## ITEMS
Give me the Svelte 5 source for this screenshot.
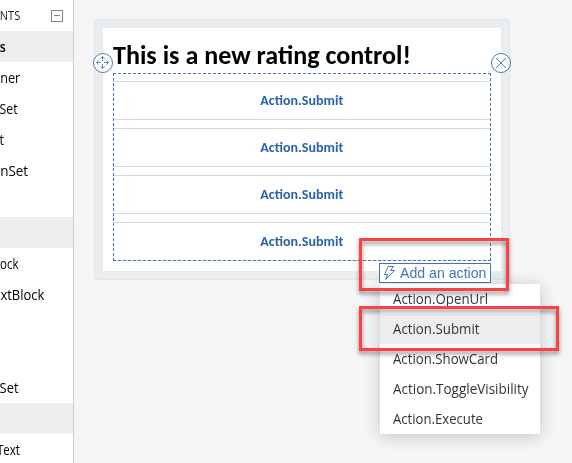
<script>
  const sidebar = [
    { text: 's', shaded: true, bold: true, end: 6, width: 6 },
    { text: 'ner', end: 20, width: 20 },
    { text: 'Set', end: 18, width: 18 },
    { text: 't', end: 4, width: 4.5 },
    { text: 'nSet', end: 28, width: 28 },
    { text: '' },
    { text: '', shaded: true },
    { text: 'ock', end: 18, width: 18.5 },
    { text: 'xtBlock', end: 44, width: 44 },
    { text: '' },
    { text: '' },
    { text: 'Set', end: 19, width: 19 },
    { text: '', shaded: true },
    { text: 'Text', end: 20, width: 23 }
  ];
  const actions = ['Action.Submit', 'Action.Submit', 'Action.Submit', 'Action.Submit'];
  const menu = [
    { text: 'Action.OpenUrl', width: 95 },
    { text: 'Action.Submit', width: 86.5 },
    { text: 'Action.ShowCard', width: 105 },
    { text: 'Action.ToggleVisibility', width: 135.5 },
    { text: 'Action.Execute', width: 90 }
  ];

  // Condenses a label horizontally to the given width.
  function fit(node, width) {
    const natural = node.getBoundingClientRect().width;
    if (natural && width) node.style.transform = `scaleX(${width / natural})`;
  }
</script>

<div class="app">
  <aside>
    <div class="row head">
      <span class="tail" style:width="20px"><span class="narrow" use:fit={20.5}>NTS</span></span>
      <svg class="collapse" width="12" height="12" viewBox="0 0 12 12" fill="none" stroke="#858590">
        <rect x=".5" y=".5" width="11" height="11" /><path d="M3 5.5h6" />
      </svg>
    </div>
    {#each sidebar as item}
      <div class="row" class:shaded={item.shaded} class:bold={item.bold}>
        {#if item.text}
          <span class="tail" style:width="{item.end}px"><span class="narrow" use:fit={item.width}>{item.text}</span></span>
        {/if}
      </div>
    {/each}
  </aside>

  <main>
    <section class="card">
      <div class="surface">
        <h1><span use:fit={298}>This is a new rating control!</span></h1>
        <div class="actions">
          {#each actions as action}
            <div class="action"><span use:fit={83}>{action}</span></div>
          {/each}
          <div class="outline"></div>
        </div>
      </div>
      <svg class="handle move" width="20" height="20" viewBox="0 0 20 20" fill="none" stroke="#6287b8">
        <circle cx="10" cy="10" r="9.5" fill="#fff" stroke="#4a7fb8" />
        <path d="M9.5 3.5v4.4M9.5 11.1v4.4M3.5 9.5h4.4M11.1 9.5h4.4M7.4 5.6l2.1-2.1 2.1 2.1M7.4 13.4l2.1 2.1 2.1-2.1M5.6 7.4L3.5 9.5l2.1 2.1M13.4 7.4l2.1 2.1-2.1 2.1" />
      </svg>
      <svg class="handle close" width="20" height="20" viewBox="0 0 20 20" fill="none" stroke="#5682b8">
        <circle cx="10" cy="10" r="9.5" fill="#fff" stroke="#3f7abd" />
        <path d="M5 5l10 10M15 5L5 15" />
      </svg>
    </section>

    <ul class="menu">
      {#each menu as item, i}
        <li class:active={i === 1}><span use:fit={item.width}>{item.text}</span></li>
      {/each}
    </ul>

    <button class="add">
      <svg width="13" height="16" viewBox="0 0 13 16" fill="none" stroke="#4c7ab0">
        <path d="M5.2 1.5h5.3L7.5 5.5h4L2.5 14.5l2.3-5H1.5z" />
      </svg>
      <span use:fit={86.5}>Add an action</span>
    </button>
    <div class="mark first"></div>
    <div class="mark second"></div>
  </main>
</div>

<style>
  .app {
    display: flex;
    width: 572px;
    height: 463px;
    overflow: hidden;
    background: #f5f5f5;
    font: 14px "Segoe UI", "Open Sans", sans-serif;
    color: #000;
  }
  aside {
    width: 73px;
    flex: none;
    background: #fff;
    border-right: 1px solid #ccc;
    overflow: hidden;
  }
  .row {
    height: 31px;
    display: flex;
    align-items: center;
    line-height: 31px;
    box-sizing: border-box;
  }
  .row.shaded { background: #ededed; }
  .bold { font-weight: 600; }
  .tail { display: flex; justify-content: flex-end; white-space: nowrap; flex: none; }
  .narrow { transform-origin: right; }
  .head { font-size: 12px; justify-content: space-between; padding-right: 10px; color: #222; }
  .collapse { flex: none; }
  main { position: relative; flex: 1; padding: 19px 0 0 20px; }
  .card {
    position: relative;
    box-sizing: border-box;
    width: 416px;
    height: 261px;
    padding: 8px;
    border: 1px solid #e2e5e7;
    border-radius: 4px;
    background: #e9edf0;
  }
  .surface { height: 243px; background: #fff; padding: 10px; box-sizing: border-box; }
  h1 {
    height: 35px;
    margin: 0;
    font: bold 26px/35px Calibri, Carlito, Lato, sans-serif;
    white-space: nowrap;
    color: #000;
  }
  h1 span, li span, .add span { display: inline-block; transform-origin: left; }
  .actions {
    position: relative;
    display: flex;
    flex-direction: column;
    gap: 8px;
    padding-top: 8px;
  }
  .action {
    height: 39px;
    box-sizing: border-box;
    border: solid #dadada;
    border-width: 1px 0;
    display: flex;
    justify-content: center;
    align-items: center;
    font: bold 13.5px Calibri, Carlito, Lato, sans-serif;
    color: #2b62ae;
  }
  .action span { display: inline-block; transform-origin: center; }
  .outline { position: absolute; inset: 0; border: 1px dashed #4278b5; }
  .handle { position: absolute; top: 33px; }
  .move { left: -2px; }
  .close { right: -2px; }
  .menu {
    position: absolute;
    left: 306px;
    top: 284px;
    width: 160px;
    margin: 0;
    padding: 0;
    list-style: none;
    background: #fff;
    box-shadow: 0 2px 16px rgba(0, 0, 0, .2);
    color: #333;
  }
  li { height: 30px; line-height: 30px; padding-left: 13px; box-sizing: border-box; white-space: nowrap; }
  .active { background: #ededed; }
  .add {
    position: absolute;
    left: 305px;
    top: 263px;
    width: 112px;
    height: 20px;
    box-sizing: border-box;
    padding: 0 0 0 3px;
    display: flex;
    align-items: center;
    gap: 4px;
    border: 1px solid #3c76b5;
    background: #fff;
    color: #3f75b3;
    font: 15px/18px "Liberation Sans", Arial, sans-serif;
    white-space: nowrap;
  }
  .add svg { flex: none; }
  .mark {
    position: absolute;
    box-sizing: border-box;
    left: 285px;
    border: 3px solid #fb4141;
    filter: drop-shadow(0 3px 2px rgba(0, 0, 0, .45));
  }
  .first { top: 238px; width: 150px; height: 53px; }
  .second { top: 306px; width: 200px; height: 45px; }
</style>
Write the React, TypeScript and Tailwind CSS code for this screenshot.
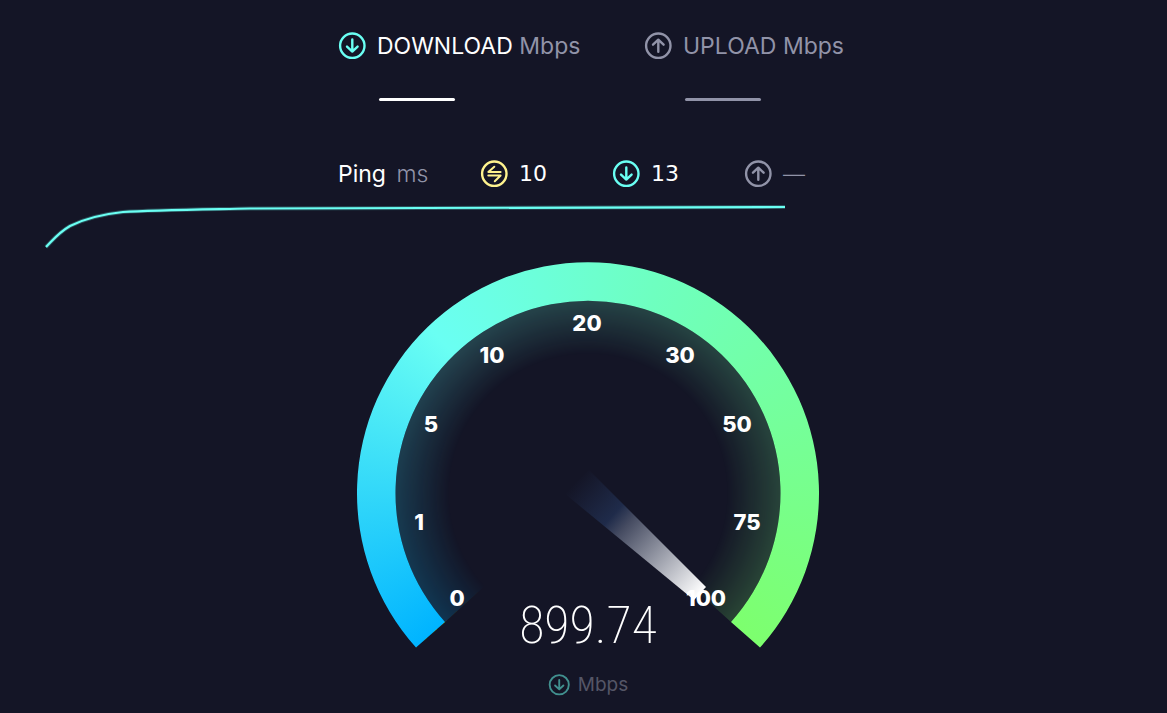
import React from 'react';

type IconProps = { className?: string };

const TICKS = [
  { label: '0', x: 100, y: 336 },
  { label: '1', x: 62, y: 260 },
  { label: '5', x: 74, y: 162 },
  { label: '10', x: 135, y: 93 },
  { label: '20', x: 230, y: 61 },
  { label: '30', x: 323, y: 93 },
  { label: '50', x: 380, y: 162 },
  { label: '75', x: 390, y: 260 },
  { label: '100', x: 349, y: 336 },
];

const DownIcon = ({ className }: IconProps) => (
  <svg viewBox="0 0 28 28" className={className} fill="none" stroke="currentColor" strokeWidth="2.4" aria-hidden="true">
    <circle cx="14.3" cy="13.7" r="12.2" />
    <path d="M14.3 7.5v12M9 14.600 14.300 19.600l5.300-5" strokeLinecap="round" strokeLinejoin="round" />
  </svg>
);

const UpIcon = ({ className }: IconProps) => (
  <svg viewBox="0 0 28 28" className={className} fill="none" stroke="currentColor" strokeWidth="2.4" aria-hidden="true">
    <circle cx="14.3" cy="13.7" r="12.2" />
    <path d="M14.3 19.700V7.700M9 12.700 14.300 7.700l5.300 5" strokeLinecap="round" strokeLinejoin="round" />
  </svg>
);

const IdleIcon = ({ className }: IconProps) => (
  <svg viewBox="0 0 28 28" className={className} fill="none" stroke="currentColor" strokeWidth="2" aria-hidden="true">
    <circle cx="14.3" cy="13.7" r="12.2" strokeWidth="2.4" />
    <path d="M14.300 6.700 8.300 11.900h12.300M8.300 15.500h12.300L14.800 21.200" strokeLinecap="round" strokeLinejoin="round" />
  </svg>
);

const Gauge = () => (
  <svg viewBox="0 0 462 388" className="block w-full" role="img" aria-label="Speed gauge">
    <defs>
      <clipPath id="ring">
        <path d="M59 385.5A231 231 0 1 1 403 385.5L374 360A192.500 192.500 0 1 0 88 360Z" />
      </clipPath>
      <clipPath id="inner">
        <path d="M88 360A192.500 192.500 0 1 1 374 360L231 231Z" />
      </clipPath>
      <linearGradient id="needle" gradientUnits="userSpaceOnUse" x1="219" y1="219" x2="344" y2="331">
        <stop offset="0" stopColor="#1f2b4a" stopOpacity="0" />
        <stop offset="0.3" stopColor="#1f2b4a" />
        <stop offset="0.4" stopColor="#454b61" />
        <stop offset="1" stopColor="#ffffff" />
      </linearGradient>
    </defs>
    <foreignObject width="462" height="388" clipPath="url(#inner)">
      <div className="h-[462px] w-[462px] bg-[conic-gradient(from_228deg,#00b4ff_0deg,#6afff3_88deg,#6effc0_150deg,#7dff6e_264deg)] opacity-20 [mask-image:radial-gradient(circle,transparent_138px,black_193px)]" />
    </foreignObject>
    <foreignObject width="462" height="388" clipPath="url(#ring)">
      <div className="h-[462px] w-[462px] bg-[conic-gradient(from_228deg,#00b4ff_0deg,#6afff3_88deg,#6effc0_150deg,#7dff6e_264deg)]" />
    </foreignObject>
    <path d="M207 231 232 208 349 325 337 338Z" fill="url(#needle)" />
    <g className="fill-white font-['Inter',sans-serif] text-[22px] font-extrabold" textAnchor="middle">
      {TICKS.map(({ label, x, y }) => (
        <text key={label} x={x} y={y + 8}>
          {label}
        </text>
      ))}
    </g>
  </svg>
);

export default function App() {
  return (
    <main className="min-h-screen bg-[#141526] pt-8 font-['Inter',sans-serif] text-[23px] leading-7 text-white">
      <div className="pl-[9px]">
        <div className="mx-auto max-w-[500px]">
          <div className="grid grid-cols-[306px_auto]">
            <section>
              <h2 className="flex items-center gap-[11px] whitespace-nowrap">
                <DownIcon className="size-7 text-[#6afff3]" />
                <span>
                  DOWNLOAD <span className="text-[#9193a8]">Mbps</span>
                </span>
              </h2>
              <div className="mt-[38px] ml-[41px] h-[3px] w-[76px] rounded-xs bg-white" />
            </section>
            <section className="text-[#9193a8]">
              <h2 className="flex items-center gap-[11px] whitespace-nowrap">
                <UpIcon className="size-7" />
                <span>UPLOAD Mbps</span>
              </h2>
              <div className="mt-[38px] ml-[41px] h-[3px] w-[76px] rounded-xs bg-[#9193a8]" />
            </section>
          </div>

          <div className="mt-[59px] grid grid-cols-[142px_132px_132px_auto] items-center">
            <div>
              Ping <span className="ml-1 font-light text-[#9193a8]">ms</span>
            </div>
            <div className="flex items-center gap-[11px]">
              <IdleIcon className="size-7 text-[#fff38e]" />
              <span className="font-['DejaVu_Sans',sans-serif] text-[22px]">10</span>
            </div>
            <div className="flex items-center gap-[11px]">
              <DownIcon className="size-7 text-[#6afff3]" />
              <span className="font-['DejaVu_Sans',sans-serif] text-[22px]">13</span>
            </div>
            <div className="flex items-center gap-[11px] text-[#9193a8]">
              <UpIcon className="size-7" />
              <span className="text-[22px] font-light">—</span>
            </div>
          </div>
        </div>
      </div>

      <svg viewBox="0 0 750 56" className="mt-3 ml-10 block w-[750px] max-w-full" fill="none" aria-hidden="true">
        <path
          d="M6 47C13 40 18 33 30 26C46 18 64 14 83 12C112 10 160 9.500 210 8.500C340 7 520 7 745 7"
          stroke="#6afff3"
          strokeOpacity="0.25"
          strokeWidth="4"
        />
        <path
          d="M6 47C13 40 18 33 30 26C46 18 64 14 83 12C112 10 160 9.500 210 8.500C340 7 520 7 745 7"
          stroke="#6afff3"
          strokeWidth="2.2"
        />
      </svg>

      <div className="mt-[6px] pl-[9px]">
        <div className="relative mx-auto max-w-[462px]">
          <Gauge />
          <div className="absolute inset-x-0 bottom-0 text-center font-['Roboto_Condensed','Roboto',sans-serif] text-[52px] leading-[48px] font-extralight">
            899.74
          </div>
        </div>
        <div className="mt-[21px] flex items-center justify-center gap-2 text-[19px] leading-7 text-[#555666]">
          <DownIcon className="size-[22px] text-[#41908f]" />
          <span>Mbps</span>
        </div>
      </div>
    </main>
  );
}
* * *
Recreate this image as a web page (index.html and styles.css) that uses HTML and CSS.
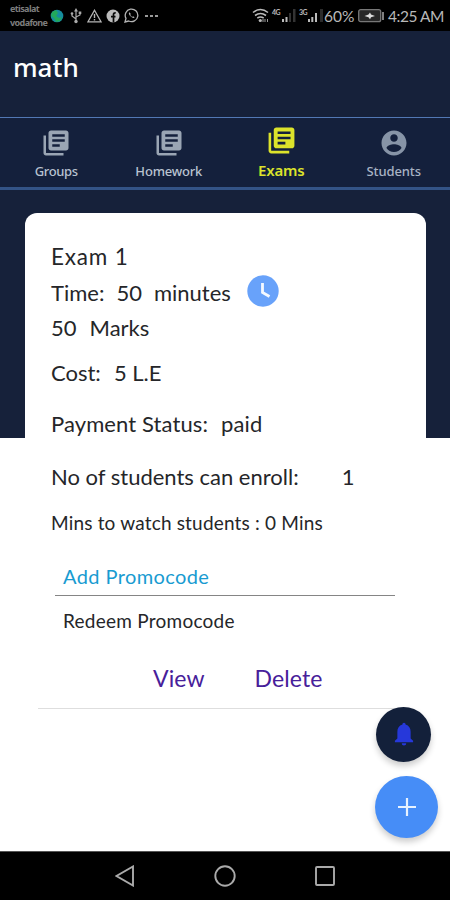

## AIM OF THE EXERCISE
Pick out the lines containing the string "React" and show them.

## THE OUTPUT
Write the React, TypeScript and Tailwind CSS code for this screenshot.
import React from 'react';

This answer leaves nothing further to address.